"Nick Carraway is a snob."

Fitzgerald Hemingway

The Great Gatsby is a novel that has made a difference in the lives of many who have or will read it. One does not have to like Nick Carraway to discover something about oneself in the tale he tells.”—Scott Donaldson, Fitzgerald and Hemingway

The above quote comes at the conclusion of The Trouble with Reading Nick: Reading Gatsby Closely, a chapter from Scott Donaldson’s new book Fitzgerald and Hemingway:Works and Days.

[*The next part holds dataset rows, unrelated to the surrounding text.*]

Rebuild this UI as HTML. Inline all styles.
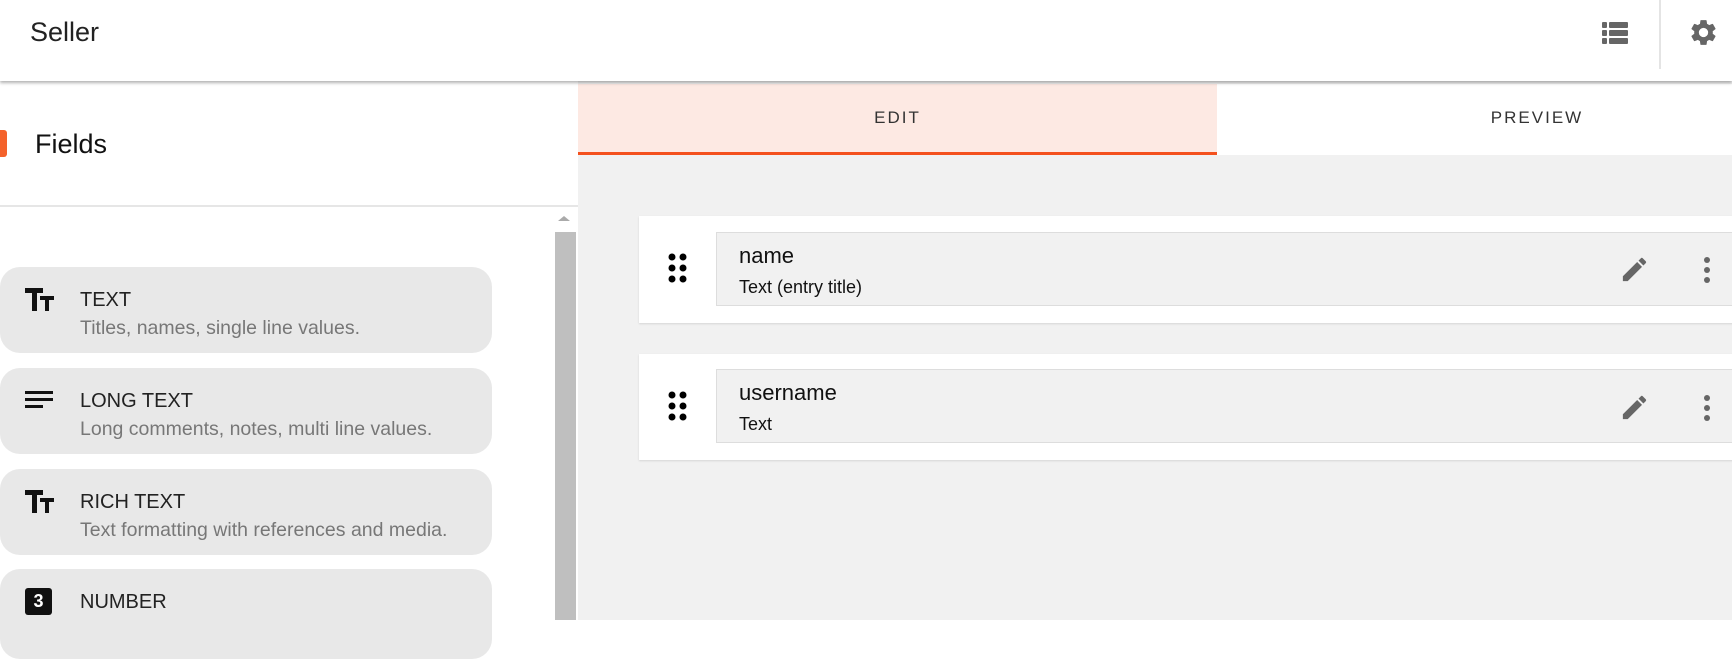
<!DOCTYPE html>
<html><head><style>
*{margin:0;padding:0;box-sizing:border-box}
body{width:1732px;height:620px;overflow:hidden;background:#fff;font-family:"Liberation Sans",sans-serif;position:relative}
.abs{position:absolute}
.hdr{left:0;top:0;width:1732px;height:81px;background:#fff;box-shadow:0 2px 3px rgba(0,0,0,.3);z-index:5}
.card{position:absolute;left:0;width:492px;height:86px;background:#e8e8e8;border-radius:20px}
.card .t{position:absolute;left:80px;top:22px;font-size:20px;color:#222}
.card .d{position:absolute;left:80px;top:50px;font-size:19.5px;color:#777}
.card .ic{position:absolute;left:25px;top:21px}
.tab{top:84px;height:71px;font-size:17px;letter-spacing:2px;color:#333;text-align:center;line-height:68px}
.fc{left:639px;width:1100px;background:#fff;box-shadow:0 1px 2px rgba(0,0,0,.12)}
.in{left:716px;width:1020px;background:#f1f1f1;border:1px solid #ddd;border-right:none}
.nm{position:absolute;left:22px;top:10px;font-size:22px;color:#111}
.sb{position:absolute;left:22px;top:44px;font-size:18px;color:#111}
</style></head><body>
<div class="abs hdr">
 <div class="abs" style="left:30px;top:17px;font-size:27px;color:#222">Seller</div>
 <svg class="abs" style="left:1602px;top:22px" width="26" height="22" viewBox="0 0 26 22" fill="#666"><rect x="0" y="0" width="5" height="6" rx="1"/><rect x="7" y="0" width="19" height="6" rx="1"/><rect x="0" y="8" width="5" height="6" rx="1"/><rect x="7" y="8" width="19" height="6" rx="1"/><rect x="0" y="16" width="5" height="6" rx="1"/><rect x="7" y="16" width="19" height="6" rx="1"/></svg>
 <div class="abs" style="left:1659px;top:0;width:2px;height:69px;background:#e4e4e4"></div>
 <svg class="abs" style="left:1688px;top:17px" width="31" height="31" viewBox="0 0 24 24" fill="#666"><path d="M19.14 12.94c.04-.3.06-.61.06-.94 0-.32-.02-.64-.07-.94l2.03-1.58a.49.49 0 0 0 .12-.61l-1.92-3.320a.49.49 0 0 0-.59-.22l-2.39.96c-.5-.38-1.03-.7-1.620-.94l-.36-2.54a.48.48 0 0 0-.48-.41h-3.84c-.24 0-.43.17-.47.41l-.36 2.54c-.59.24-1.130.57-1.620.94l-2.39-.96a.48.48 0 0 0-.59.22L2.74 8.87c-.12.21-.08.47.12.61l2.03 1.58c-.05.3-.09.63-.09.94s.02.64.07.94l-2.03 1.58a.49.49 0 0 0-.12.61l1.92 3.32c.12.22.37.29.59.22l2.39-.96c.5.38 1.03.7 1.62.94l.36 2.54c.05.24.24.41.48.41h3.84c.24 0 .44-.17.47-.41l.36-2.54c.59-.24 1.13-.56 1.62-.94l2.39.96c.22.08.47 0 .59-.22l1.92-3.32c.12-.22.07-.47-.12-.61l-2.01-1.58zM12 15.6A3.6 3.6 0 1 1 12 8.4a3.6 3.6 0 0 1 0 7.2z"/></svg>
</div>
<!-- left -->
<div class="abs" style="left:0;top:130px;width:7px;height:27px;background:#f4622b;border-radius:0 3px 3px 0"></div>
<div class="abs" style="left:35px;top:129px;font-size:27px;color:#111">Fields</div>
<div class="abs" style="left:0;top:205px;width:578px;height:2px;background:#e6e6e6"></div>
<div class="abs" style="left:558px;top:216px;width:0;height:0;border-left:6px solid transparent;border-right:6px solid transparent;border-bottom:5px solid #aaa"></div>
<div class="abs" style="left:555px;top:232px;width:21px;height:388px;background:#bfbfbf"></div>
<div class="card" style="top:267px"><svg class="ic" width="29" height="23" viewBox="0 0 29 23"><path d="M0 0h18v5h-6v18h-5V5H0z M15 8h14v4h-5v11h-4V12h-5z" fill="#111"/></svg><div class="t">TEXT</div><div class="d">Titles, names, single line values.</div></div>
<div class="card" style="top:368px"><svg class="ic" width="28" height="20" viewBox="0 0 28 20" style="top:23px"><rect y="0" width="28" height="3" fill="#111"/><rect y="7" width="28" height="3" fill="#111"/><rect y="14" width="18" height="3" fill="#111"/></svg><div class="t">LONG TEXT</div><div class="d">Long comments, notes, multi line values.</div></div>
<div class="card" style="top:469px"><svg class="ic" width="29" height="23" viewBox="0 0 29 23"><path d="M0 0h18v5h-6v18h-5V5H0z M15 8h14v4h-5v11h-4V12h-5z" fill="#111"/></svg><div class="t">RICH TEXT</div><div class="d">Text formatting with references and media.</div></div>
<div class="card" style="top:569px;height:90px"><div class="ic" style="top:19px;width:27px;height:27px;background:#111;border-radius:3px;color:#fff;font-weight:bold;font-size:18px;text-align:center;line-height:27px">3</div><div class="t">NUMBER</div></div>
<!-- right -->
<div class="abs" style="left:578px;top:81px;width:1154px;height:539px;background:#f1f1f1"></div>
<div class="abs tab" style="left:578px;width:639px;background:#fde9e3;border-bottom:3px solid #f4511e">EDIT</div>
<div class="abs tab" style="left:1217px;width:640px;background:#fff">PREVIEW</div>
<div class="abs fc" style="top:216px;height:107px"></div>
<div class="abs in" style="top:232px;height:74px"><div class="nm">name</div><div class="sb">Text (entry title)</div></div>
<div class="abs fc" style="top:354px;height:106px"></div>
<div class="abs in" style="top:369px;height:74px"><div class="nm">username</div><div class="sb">Text</div></div>
<svg class="abs" style="left:668px;top:253px" width="20" height="32" viewBox="0 0 20 32" fill="#000"><circle cx="4" cy="4" r="3.5"/><circle cx="15" cy="4" r="3.5"/><circle cx="4" cy="15" r="3.5"/><circle cx="15" cy="15" r="3.5"/><circle cx="4" cy="26" r="3.5"/><circle cx="15" cy="26" r="3.5"/></svg>
<svg class="abs" style="left:668px;top:391px" width="20" height="32" viewBox="0 0 20 32" fill="#000"><circle cx="4" cy="4" r="3.5"/><circle cx="15" cy="4" r="3.5"/><circle cx="4" cy="15" r="3.5"/><circle cx="15" cy="15" r="3.5"/><circle cx="4" cy="26" r="3.5"/><circle cx="15" cy="26" r="3.5"/></svg>
<svg class="abs" style="left:1619px;top:254px" width="31" height="31" viewBox="0 0 24 24" fill="#666"><path d="M3 17.25V21h3.75L17.81 9.94l-3.75-3.75L3 17.25zM20.71 7.04a1 1 0 0 0 0-1.41l-2.34-2.34a1 1 0 0 0-1.41 0l-1.830 1.83 3.75 3.75 1.83-1.83z"/></svg>
<svg class="abs" style="left:1619px;top:392px" width="31" height="31" viewBox="0 0 24 24" fill="#666"><path d="M3 17.25V21h3.75L17.81 9.94l-3.75-3.75L3 17.25zM20.71 7.04a1 1 0 0 0 0-1.41l-2.34-2.34a1 1 0 0 0-1.41 0l-1.830 1.83 3.75 3.75 1.83-1.83z"/></svg>
<svg class="abs" style="left:1703px;top:256px" width="8" height="28" viewBox="0 0 8 28" fill="#666"><circle cx="4" cy="4" r="3"/><circle cx="4" cy="14" r="3"/><circle cx="4" cy="24" r="3"/></svg>
<svg class="abs" style="left:1703px;top:394px" width="8" height="28" viewBox="0 0 8 28" fill="#666"><circle cx="4" cy="4" r="3"/><circle cx="4" cy="14" r="3"/><circle cx="4" cy="24" r="3"/></svg>
</body></html>
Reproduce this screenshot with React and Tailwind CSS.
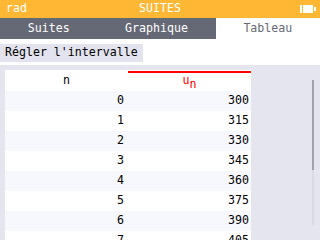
import React from "react";

const rows = [
  [0, 300],
  [1, 315],
  [2, 330],
  [3, 345],
  [4, 360],
  [5, 375],
  [6, 390],
  [7, 405],
];

function Battery() {
  return (
    <svg width="16" height="9" viewBox="0 0 16 9" className="block">
      <rect x="0" y="0" width="2" height="8" fill="white" />
      <rect x="3" y="0" width="10" height="8" fill="white" />
      <rect x="14" y="2" width="2" height="4" fill="white" />
    </svg>
  );
}

export default function App() {
  return (
    <div
      className="w-[320px] h-[240px] overflow-hidden bg-white flex flex-col text-[11.6px] leading-none"
      style={{ fontFamily: '"DejaVu Sans Mono", "Liberation Mono", monospace' }}
    >
      <div className="h-[18px] bg-[#ffb734] text-white flex items-center relative shrink-0">
        <span className="pl-[6px]">rad</span>
        <span className="absolute left-0 right-0 text-center">SUITES</span>
        <div className="ml-auto mr-[4px]">
          <Battery />
        </div>
      </div>
      <div className="h-[21px] bg-[#656975] flex shrink-0">
        <div className="flex-auto flex items-center justify-center text-white">Suites</div>
        <div className="flex-auto flex items-center justify-center text-white">Graphique</div>
        <div className="flex-auto flex items-center justify-center bg-white text-[#656975]">Tableau</div>
      </div>
      <div className="h-[26px] bg-white shrink-0 pt-[5px]">
        <div className="w-[143px] h-[18px] bg-[#e2e3ee] text-black flex items-center pl-[5px]">
          Régler l'intervalle
        </div>
      </div>
      <div className="flex-1 bg-[#e4e5ee] flex pl-[5px] pt-[5px] relative">
        <div className="w-[246px] flex flex-col">
          <div className="h-[21px] bg-white flex shrink-0">
            <div className="w-[123px] flex items-center justify-center text-black">n</div>
            <div className="w-[123px] mt-[1px] border-t-2 border-[#ff0000] flex items-center justify-center text-[#ff0000]">
              <span className="relative top-[-1px]">u</span>
              <span className="relative top-[3px]">n</span>
            </div>
          </div>
          {rows.map(([n, u], i) => (
            <div
              key={n}
              className={`h-[20px] flex shrink-0 text-black ${i % 2 === 0 ? "bg-[#f6f8fd]" : "bg-white"}`}
            >
              <div className="w-[123px] flex items-center justify-end pr-[4px]">{n}</div>
              <div className="w-[123px] flex items-center justify-end pr-[2px]">{u}</div>
            </div>
          ))}
        </div>
        <div className="absolute left-[312px] top-[15px] w-[2px] h-[145px] bg-[#d9d9de]">
          <div className="w-[2px] h-[90px] bg-[#a3a3a6]" />
        </div>
      </div>
    </div>
  );
}
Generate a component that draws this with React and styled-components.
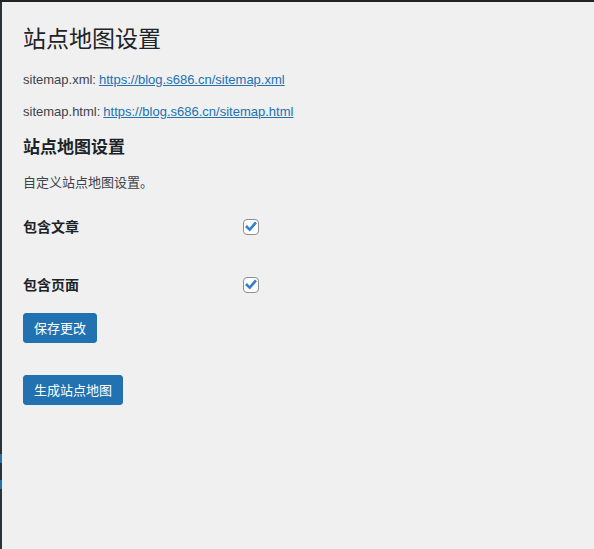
import styled, { createGlobalStyle } from "styled-components";

const GlobalStyle = createGlobalStyle`
  html, body {
    margin: 0;
    padding: 0;
    background: #f0f0f1;
  }
  body {
    font-family: "Liberation Sans", "Noto Sans CJK SC", sans-serif;
    color: #3c434a;
    font-size: 13px;
  }
`;

export default function App() {
  return (
    <>
      <GlobalStyle />
      <PageStyled>
        <div className="top-bar" />
        <div className="body">
          <AdminEdge>
            <span className="marker first" />
            <span className="marker" />
          </AdminEdge>
          <Wrap>
            <h1>站点地图设置</h1>
            <p>
              sitemap.xml: <a href="#">https://blog.s686.cn/sitemap.xml</a>
            </p>
            <p>
              sitemap.html: <a href="#">https://blog.s686.cn/sitemap.html</a>
            </p>
            <h2>站点地图设置</h2>
            <p className="description">自定义站点地图设置。</p>
            <FormTable>
              <FormRow>
                <label>包含文章</label>
                <Checkbox checked />
              </FormRow>
              <FormRow>
                <label>包含页面</label>
                <Checkbox checked />
              </FormRow>
            </FormTable>
            <PrimaryButton>保存更改</PrimaryButton>
            <PrimaryButton $spaced>生成站点地图</PrimaryButton>
          </Wrap>
        </div>
      </PageStyled>
    </>
  );
}

function Checkbox({ checked }) {
  return (
    <CheckboxStyled>
      {checked && (
        <svg viewBox="0 0 20 20" width="16" height="16">
          <path
            d="M4.2 10 L8.2 13.8 L15.8 5"
            fill="none"
            stroke="#3582c4"
            strokeWidth="3.8"
            strokeLinecap="square"
            strokeLinejoin="miter"
          />
        </svg>
      )}
    </CheckboxStyled>
  );
}

const PageStyled = styled.div`
  min-height: 549px;
  display: flex;
  flex-direction: column;
  .top-bar {
    height: 2px;
    background: #1d2327;
  }
  .body {
    flex: 1;
    display: flex;
  }
`;

const AdminEdge = styled.div`
  width: 2px;
  background: #2c3338;
  display: flex;
  flex-direction: column;
  .marker {
    width: 2px;
    height: 9px;
    background: #2271b1;
    margin-top: 17px;
  }
  .marker.first {
    margin-top: 452px;
  }
`;

const Wrap = styled.div`
  flex: 1;
  padding: 0 20px 0 21px;
  display: flex;
  flex-direction: column;
  align-items: flex-start;
  h1 {
    margin: 20px 0 0;
    font-family: "Noto Sans CJK SC", sans-serif;
    font-size: 23px;
    font-weight: 400;
    line-height: 30px;
    color: #1d2327;
  }
  p {
    margin: 0;
    height: 32px;
    line-height: 19px;
    display: flex;
    align-items: center;
  }
  h1 + p {
    margin-top: 11px;
  }
  p a {
    color: #2271b1;
    text-decoration: underline;
    margin-left: 3px;
  }
  h2 {
    margin: 8px 0 0;
    font-family: "Noto Sans CJK SC", sans-serif;
    font-size: 17px;
    font-weight: 700;
    line-height: 22px;
    color: #1d2327;
  }
  p.description {
    margin-top: 12px;
    height: 24px;
    font-family: "Noto Sans CJK SC", sans-serif;
    font-size: 13px;
  }
`;

const FormTable = styled.div`
  width: 100%;
  margin-top: 4px;
  display: flex;
  flex-direction: column;
`;

const FormRow = styled.div`
  height: 58px;
  display: grid;
  grid-template-columns: 220px auto;
  align-items: center;
  label {
    font-family: "Noto Sans CJK SC", sans-serif;
    font-size: 14px;
    font-weight: 700;
    color: #1d2327;
  }
`;

const CheckboxStyled = styled.span`
  width: 16px;
  height: 16px;
  box-sizing: border-box;
  border: 1px solid #8c8f94;
  border-radius: 4px;
  background: #fff;
  display: flex;
  align-items: center;
  justify-content: center;
  margin-top: 2px;
`;

const PrimaryButton = styled.button`
  height: 30px;
  padding: 0 10px;
  margin-top: ${({ $spaced }) => ($spaced ? "32px" : "0")};
  background: #2271b1;
  border: 1px solid #2271b1;
  border-radius: 3px;
  color: #fff;
  font-family: "Noto Sans CJK SC", sans-serif;
  font-size: 13px;
  line-height: 28px;
  cursor: pointer;
`;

In the chapter, Donaldson explains why Nick is not only not a particularly nice guy but also not a very reliable narrator. Yet at the same time, he is the “perfect” narrator for the novel:

Nick Carraway is a snob. He dislikes people in general and deni grates them in particular. He dodges emotional commitments. Neither his ethical code nor his behavior is exemplary: propriety rather than morality guides him. He is not entirely honest about himself and frequently misunderstands others. Do these shortcomings mean that Nick is an unreliable narrator? At times and in part, yes. But they also mean that he is the perfect narrator for The Great Gatsby and that Fitzgerald’s greatest technical achievement in the novel was to invent this narrative voice at once “within and without” the action.

As mentioned earlier on this blog, the Los Angeles Times recently reviewed Fitzgerald & Hemingway, calling it “splendid” and “erudite.” In the book Donaldson also explores the creative genius of Fitzgerald and Hemingway and the surprising overlaps among their works, traces the influence of celebrity culture on the legacies of both writers, and matches an analysis of Hemingway’s Spanish Civil War writings to a treatment of Fitzgerald’s left-leaning tendencies. Donaldson also devotes several essays to four novels, Gatsby, Tender Is the Night, The Sun Also Rises, and A Farewell to Arms, and others to lesser-known short stories.